Task goal:
Using the records that follow, copy every line containing the word "code".

Exercise data:
------------------------

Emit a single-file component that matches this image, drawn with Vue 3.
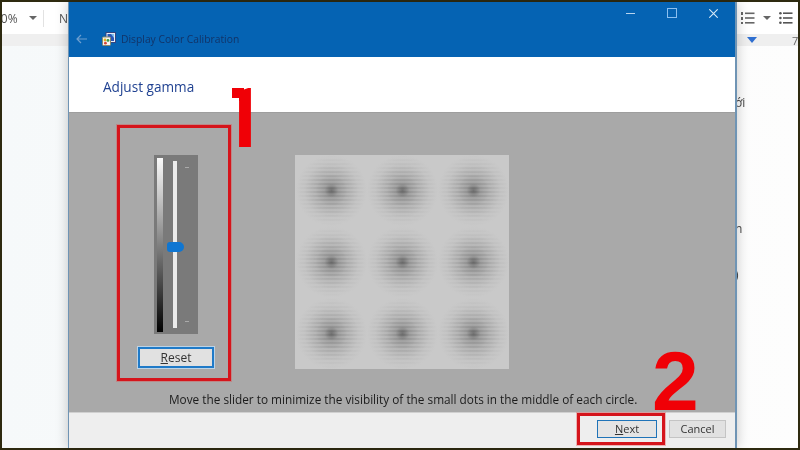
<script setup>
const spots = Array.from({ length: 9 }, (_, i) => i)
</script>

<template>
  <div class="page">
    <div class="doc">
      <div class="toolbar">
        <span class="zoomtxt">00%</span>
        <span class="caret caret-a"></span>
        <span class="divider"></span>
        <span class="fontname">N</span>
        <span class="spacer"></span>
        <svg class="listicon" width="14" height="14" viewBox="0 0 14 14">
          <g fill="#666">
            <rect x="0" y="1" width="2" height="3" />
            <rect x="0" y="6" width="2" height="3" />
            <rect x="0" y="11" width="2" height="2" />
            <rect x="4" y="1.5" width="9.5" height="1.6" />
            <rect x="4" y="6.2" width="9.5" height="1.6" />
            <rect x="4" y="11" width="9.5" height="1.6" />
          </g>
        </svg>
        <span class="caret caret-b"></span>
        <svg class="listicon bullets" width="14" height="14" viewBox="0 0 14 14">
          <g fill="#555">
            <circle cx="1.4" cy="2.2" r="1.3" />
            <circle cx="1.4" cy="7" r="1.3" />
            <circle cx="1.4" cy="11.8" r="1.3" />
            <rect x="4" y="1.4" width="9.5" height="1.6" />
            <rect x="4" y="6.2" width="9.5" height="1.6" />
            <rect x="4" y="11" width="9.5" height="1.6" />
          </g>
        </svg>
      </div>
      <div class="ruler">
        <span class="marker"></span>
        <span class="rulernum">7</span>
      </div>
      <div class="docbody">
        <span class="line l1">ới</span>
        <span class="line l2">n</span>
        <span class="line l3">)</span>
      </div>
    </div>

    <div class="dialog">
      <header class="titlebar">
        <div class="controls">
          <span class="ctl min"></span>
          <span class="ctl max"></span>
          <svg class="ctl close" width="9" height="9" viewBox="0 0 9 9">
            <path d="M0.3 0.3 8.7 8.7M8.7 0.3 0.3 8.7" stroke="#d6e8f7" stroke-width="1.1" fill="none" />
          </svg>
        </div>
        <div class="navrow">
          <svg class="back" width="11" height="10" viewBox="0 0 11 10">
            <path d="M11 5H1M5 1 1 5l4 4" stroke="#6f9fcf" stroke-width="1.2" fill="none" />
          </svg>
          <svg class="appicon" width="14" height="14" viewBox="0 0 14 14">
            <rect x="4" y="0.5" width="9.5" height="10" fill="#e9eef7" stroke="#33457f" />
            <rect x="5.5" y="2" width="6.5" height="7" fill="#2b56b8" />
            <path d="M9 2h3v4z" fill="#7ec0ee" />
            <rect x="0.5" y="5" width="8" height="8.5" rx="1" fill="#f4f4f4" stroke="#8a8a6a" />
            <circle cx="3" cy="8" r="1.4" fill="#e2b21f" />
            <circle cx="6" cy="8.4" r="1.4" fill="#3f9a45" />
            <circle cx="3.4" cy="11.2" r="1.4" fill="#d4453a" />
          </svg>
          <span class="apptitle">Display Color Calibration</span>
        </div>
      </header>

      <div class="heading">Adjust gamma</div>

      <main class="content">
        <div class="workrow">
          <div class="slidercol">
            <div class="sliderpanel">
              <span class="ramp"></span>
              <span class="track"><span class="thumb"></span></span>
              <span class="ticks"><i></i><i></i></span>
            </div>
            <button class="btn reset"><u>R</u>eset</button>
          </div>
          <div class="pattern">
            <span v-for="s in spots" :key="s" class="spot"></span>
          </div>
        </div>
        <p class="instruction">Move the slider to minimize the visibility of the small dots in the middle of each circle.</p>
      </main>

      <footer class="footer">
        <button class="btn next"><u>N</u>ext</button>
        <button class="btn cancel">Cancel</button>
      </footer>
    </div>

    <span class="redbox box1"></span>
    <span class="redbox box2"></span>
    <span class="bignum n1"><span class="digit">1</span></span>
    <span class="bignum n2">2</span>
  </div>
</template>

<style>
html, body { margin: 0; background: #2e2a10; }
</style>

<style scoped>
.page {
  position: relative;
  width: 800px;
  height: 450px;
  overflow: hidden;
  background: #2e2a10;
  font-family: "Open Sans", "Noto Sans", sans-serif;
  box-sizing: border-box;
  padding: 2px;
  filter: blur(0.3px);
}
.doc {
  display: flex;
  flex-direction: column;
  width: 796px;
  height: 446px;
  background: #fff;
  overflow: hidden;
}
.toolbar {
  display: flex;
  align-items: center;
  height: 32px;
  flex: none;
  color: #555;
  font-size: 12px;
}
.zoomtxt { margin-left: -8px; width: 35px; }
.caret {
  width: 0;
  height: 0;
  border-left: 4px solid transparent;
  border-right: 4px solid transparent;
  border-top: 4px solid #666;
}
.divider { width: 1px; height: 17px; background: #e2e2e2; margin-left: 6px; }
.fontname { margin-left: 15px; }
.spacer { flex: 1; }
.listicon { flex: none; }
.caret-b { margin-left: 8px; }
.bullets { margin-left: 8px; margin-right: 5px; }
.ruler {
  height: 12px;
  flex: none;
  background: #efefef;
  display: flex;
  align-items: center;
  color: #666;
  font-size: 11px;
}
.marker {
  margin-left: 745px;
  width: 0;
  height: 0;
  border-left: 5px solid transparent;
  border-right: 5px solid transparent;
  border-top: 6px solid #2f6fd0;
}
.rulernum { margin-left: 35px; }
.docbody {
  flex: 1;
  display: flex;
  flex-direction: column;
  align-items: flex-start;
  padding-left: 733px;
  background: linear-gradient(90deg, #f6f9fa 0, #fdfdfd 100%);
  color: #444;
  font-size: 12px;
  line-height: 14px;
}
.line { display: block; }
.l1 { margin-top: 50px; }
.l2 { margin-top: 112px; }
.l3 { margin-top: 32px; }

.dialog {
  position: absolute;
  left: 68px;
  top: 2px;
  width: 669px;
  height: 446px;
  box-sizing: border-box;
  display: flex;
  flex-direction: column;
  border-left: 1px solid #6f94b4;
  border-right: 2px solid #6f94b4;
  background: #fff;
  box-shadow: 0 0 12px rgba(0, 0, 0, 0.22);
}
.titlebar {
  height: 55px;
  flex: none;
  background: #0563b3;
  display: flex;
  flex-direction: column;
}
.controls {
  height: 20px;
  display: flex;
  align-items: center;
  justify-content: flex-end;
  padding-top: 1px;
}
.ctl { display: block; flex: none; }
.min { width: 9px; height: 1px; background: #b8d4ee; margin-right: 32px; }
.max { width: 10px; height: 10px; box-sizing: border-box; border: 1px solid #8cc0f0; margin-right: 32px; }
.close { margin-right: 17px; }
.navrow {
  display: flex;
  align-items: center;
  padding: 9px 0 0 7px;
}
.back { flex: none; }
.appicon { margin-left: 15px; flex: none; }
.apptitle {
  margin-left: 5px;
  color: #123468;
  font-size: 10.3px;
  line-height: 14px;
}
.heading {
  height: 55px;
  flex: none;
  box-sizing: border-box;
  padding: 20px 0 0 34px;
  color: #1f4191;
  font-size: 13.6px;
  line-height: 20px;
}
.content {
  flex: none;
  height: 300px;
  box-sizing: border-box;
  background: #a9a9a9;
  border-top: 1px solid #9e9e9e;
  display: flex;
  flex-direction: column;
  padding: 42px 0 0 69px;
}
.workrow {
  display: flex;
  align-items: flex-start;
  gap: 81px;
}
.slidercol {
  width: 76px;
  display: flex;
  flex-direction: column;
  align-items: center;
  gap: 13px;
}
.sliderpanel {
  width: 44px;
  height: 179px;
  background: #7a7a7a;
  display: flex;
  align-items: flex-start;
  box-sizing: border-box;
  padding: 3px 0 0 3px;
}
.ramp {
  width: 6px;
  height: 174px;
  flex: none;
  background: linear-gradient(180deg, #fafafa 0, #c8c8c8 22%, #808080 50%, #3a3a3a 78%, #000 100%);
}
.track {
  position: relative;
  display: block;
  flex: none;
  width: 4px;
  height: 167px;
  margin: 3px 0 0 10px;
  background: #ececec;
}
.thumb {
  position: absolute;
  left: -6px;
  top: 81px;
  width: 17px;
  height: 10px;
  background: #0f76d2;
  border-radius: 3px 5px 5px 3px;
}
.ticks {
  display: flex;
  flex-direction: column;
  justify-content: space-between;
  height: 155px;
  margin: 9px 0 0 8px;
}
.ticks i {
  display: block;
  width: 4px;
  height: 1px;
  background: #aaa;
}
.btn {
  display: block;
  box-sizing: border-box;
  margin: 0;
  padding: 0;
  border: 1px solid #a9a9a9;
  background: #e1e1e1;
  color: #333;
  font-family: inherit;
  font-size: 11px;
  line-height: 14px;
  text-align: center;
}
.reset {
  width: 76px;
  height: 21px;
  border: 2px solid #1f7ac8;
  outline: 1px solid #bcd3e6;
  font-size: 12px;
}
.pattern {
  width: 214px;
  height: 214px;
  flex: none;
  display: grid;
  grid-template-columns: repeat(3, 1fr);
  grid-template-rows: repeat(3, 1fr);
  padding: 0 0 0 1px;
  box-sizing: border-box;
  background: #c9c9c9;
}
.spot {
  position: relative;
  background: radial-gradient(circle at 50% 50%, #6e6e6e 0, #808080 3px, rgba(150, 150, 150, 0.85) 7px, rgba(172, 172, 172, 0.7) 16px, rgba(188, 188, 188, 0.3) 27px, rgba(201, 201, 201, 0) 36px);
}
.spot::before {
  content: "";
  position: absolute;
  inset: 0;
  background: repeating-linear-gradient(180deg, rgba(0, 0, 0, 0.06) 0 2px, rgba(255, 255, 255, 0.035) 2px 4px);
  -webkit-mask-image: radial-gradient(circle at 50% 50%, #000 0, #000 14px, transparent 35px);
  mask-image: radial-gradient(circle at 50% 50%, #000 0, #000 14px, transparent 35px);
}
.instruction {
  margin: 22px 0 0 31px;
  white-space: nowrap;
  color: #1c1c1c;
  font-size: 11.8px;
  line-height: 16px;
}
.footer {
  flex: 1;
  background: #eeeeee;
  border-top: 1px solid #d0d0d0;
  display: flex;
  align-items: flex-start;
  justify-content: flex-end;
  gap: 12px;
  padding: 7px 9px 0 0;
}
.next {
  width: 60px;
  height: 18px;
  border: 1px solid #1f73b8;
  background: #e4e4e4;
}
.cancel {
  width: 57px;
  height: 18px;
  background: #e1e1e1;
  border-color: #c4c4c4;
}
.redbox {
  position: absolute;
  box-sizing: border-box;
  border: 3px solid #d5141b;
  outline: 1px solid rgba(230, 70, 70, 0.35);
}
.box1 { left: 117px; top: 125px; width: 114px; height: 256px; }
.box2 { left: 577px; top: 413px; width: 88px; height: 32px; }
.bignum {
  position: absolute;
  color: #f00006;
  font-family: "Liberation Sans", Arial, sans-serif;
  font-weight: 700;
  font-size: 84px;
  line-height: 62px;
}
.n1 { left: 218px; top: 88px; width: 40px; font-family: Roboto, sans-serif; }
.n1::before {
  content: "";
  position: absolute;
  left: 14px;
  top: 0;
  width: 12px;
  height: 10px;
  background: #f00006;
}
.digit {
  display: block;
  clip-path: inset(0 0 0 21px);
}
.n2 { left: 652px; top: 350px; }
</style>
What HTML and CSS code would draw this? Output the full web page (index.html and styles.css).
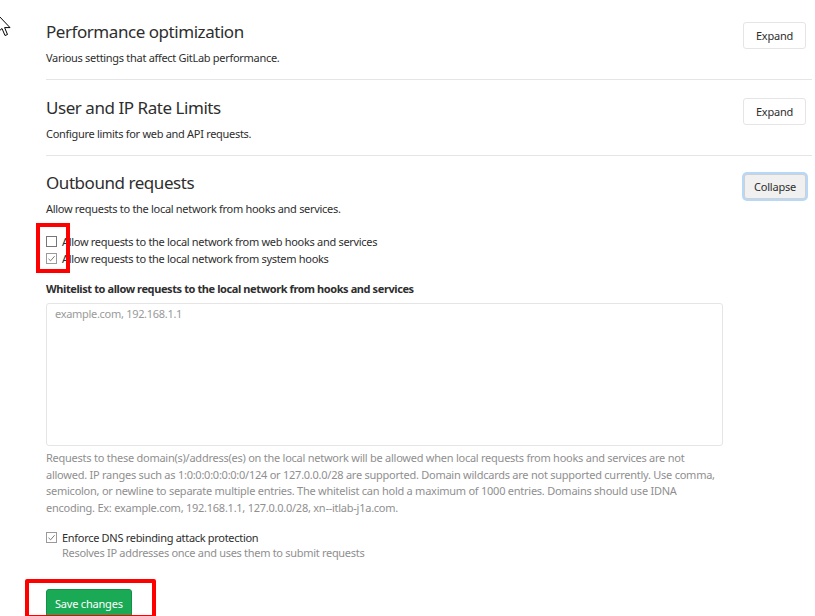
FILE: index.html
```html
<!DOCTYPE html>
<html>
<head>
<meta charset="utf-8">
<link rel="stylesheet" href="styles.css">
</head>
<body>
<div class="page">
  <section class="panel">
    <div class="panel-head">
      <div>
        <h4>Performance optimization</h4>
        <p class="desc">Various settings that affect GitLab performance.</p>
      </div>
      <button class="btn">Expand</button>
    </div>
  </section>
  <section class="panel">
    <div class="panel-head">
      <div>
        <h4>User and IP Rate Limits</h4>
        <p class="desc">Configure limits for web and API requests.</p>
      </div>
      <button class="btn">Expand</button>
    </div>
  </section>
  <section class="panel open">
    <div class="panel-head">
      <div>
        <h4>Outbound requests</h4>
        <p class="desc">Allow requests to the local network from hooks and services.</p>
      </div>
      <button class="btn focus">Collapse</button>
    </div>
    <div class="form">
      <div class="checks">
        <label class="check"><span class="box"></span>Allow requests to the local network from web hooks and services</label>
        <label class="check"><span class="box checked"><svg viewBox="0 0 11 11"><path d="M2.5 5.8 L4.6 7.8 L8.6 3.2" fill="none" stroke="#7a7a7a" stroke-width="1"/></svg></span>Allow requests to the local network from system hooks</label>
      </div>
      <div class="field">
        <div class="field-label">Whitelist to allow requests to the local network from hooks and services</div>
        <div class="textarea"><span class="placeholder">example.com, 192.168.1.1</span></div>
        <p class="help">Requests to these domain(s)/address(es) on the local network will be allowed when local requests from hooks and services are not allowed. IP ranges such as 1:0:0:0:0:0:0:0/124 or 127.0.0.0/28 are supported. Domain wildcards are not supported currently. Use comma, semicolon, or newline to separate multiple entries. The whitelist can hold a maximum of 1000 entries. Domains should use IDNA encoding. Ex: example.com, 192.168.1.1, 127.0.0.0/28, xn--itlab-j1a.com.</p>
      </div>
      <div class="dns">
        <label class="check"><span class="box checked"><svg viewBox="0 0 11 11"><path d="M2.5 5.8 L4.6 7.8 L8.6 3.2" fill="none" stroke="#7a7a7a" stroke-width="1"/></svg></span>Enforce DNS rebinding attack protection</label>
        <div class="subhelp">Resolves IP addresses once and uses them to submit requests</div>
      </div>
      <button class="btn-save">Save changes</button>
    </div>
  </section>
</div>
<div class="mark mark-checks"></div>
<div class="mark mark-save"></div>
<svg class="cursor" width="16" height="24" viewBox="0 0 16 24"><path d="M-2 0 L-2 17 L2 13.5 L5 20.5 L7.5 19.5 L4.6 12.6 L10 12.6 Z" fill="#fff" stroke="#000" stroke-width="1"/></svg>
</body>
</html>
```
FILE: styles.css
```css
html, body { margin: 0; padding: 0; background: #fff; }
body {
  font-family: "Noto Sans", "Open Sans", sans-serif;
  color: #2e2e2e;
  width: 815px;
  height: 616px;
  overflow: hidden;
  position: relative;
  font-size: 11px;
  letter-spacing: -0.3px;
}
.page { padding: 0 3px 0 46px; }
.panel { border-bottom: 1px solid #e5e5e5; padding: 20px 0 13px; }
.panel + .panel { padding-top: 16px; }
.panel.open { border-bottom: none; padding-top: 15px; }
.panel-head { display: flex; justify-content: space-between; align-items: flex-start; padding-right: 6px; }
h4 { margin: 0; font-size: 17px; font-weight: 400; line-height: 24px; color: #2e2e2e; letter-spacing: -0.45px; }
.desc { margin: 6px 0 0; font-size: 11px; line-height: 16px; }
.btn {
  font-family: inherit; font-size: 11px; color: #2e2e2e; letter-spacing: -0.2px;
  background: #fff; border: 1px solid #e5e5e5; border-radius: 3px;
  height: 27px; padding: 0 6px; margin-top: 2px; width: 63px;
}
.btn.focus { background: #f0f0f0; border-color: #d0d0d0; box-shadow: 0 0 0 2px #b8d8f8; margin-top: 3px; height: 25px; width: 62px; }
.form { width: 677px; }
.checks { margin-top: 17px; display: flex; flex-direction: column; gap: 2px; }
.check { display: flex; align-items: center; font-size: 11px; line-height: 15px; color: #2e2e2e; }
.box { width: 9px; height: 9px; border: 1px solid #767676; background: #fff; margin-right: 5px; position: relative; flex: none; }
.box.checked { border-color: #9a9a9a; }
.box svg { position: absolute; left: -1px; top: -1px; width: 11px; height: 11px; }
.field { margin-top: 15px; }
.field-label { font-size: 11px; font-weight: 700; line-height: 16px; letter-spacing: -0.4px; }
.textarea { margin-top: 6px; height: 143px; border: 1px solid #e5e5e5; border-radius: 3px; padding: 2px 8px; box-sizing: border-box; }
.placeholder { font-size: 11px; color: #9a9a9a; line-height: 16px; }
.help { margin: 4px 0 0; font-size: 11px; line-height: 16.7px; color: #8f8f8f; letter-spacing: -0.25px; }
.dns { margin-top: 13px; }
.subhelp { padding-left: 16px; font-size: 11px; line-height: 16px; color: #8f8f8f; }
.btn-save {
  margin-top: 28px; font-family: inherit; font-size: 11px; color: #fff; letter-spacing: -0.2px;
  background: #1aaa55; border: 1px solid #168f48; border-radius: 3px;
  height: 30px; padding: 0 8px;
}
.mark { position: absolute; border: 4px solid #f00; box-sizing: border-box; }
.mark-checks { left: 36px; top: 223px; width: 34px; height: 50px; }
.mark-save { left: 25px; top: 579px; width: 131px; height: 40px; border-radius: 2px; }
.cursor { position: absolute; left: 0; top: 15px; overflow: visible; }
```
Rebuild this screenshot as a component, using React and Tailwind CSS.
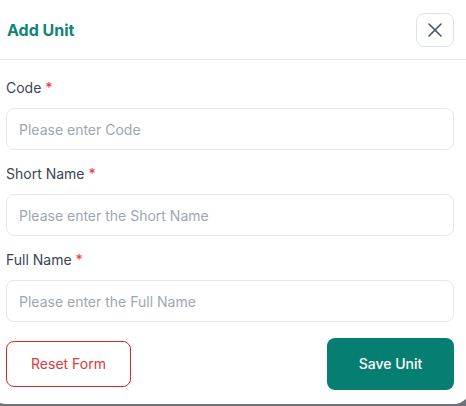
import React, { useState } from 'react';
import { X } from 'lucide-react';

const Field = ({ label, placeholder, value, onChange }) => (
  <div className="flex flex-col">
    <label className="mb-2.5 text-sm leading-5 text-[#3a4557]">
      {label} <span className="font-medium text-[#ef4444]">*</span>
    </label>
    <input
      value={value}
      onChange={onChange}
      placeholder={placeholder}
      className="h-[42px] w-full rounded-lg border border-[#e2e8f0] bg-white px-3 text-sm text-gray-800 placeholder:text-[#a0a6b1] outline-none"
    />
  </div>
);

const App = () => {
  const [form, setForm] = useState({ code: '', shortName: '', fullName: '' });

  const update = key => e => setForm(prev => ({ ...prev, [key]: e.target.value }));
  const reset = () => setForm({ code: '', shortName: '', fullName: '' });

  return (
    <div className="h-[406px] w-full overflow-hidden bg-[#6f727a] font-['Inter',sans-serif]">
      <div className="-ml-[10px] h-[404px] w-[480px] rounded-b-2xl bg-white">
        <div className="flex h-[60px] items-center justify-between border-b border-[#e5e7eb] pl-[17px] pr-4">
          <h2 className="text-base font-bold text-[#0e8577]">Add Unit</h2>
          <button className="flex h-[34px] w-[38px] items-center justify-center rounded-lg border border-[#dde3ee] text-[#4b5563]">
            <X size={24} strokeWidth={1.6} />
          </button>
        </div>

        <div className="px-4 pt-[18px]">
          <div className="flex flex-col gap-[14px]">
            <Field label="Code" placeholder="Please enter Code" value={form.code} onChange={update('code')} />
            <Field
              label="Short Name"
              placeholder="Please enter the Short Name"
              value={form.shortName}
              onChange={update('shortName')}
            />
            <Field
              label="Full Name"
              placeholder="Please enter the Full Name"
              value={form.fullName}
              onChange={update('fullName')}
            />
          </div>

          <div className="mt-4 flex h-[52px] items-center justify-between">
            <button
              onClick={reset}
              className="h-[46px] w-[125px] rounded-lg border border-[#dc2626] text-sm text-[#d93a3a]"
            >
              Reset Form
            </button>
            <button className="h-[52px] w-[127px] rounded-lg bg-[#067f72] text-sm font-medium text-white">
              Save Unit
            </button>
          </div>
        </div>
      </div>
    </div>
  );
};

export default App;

------------------------

Solution to this exercise:
What HTML and CSS code would draw this? Output the full web page (index.html and styles.css).
  const [form, setForm] = useState({ code: '', shortName: '', fullName: '' });
  const reset = () => setForm({ code: '', shortName: '', fullName: '' });
            <Field label="Code" placeholder="Please enter Code" value={form.code} onChange={update('code')} />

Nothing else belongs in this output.